James Casaletto View Bio
9:00am - 4:30pm
Why Predictive Analytics Needs Hadoop
Standard predictive analytics platforms need to catch up. As data grows bigger, faster, more varied—and more widely distributed—storing, transforming, and analyzing it doesn’t scale using traditional tools. Instead, today’s best practice is to maintain and even process data in its distributed form rather than centralizing it. Apache Hadoop provides a powerful platform and mature ecosystem with which to both manage and analyze distributed data.
Predictive analytics projects can and must accommodate these challenges, i.e., the classic "3 V's" of big data–volume, variety, and velocity—as well as its distributed nature. In this hands-on workshop, leading Hadoop educator and technology leader James Casaletto will show you how to:
- Predict with Hadoop. Create predictive models over enterprise-scale big data using the modeling libraries built into the standard, open-source Hadoop ecosystem.

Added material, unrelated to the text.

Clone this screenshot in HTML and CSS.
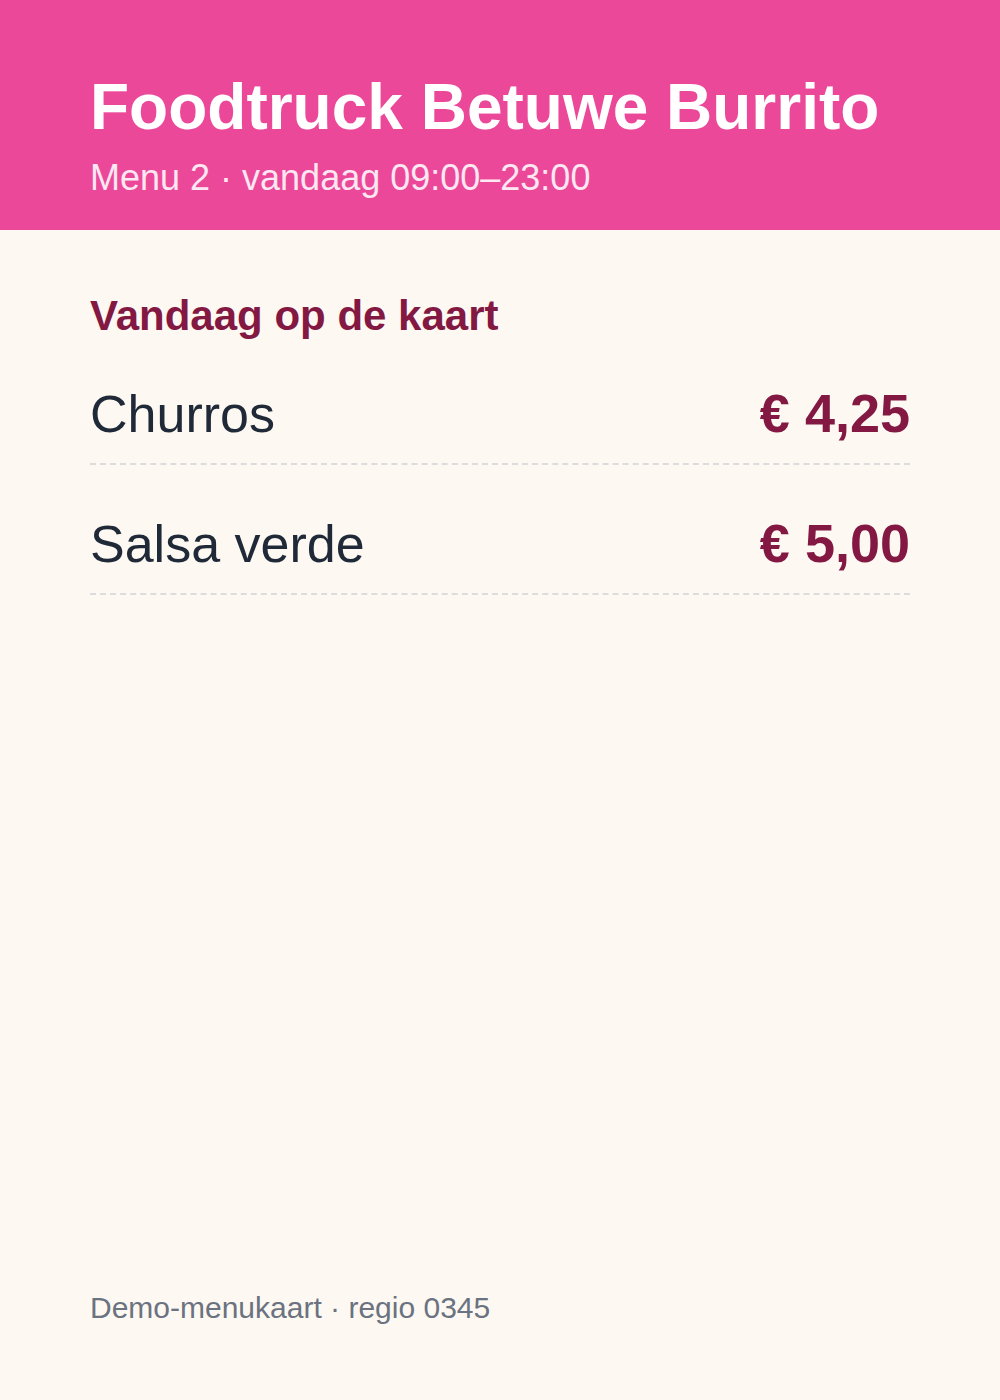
FILE: index.html
```html
<!DOCTYPE html>
<html lang="nl">
<head>
    <meta charset="UTF-8">
    <meta name="viewport" content="width=device-width, initial-scale=1.0">
    <title>Foodtruck Betuwe Burrito</title>
    <link rel="stylesheet" href="styles.css">
</head>
<body>
    <div class="menu-card">
        <header class="menu-header">
            <h1>Foodtruck Betuwe Burrito</h1>
            <p class="subtitle">Menu 2 · vandaag 09:00–23:00</p>
        </header>

        <main class="menu-body">
            <h2>Vandaag op de kaart</h2>
            <ul class="menu-list">
                <li class="menu-item">
                    <span class="item-name">Churros</span>
                    <span class="item-price">€ 4,25</span>
                </li>
                <li class="menu-item">
                    <span class="item-name">Salsa verde</span>
                    <span class="item-price">€ 5,00</span>
                </li>
            </ul>
        </main>

        <footer class="menu-footer">Demo-menukaart · regio 0345</footer>
    </div>
</body>
</html>
```

FILE: styles.css
```css
:root {
    --pink: #ec4899;
    --wine: #831843;
    --cream: #fdf9f2;
    --ink: #1f2937;
    --muted: #6b7280;
    --rule: #dcdcdc;
}

* {
    margin: 0;
    padding: 0;
    box-sizing: border-box;
}

body {
    background-color: var(--cream);
    font-family: 'Liberation Sans', Arial, sans-serif;
    color: var(--ink);
}

.menu-card {
    display: flex;
    flex-direction: column;
    min-height: 1400px;
}

.menu-header {
    background-color: var(--pink);
    color: #ffffff;
    padding: 69px 90px 0;
    height: 230px;
}

h1 {
    font-size: 64px;
    font-weight: bold;
    line-height: 1.2;
}

.subtitle {
    font-size: 36px;
    line-height: 1.2;
    color: #fde7f2;
    margin-top: 10px;
}

.menu-body {
    flex: 1;
    padding: 61px 90px 0;
}

h2 {
    color: var(--wine);
    font-size: 42px;
    font-weight: bold;
    line-height: 1.2;
    margin-bottom: 14px;
}

.menu-list {
    list-style: none;
}

.menu-item {
    display: flex;
    justify-content: space-between;
    align-items: baseline;
    padding: 27px 0 18px;
    border-bottom: 2px dashed var(--rule);
    margin-bottom: 20px;
}

.item-name {
    font-size: 52px;
    line-height: 62px;
}

.item-price {
    font-size: 54px;
    font-weight: bold;
    color: var(--wine);
    line-height: 62px;
}

.menu-footer {
    padding: 0 90px 74px;
    font-size: 30px;
    line-height: 1.2;
    color: var(--muted);
}
```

- Model both batch and streaming data. Implement predictive modeling using both batch and streaming data and gain insights in near real time.
- Model in a distributed fashion. Accommodate predictive modeling projects to the distributed nature of data in order to benefit from parallel computation, while also averting the often unneeded and prohibitively inefficient process of merging and centralizing widely distributed sources of data.
- Do it yourself. Gain the power to extract signals from big data on your own, without relying on data engineers and Hadoop specialists for each and every request.
This training program answers these questions:
- What are the particular challenges of big data for predictive analytics?
- When does Hadoop provide the greatest value?
- How can streaming data be processed in Hadoop?
- How does one build predictive models with Apache Spark?
Hands-on lab (afternoon session):
- Access to an enterprise-scale Hadoop cluster running in the cloud
- Access to real data sets, working code, and hands-on exercises
- Option to install a pre-configured, 1-node Hadoop cluster on your laptop
James is a Principal Solutions Architect for MapR, where he develops and deploys big data solutions with Apache Hadoop. He has strong technical work experience as a leader and individual contributor in a wide variety of internal and customer-facing environments, including startups, academia, government, and large corporations, and his unique skill set spans from solution requirements to product evangelism. James previously was Director of Field Engineering for Nebula, a company that enables businesses to deploy large private cloud computing infrastructures. Additionally, he served as a Technical Marketing Engineer for Cisco Systems, as well as a technical consultant for companies including Symantec, ExitCertified, and Hybridmedia. James holds a BS in Mathematics from the University of Illinois at Urbana-Champaign, an MS in Computer Science from California State University, and a Certificate in Bioinformatics from the University of California.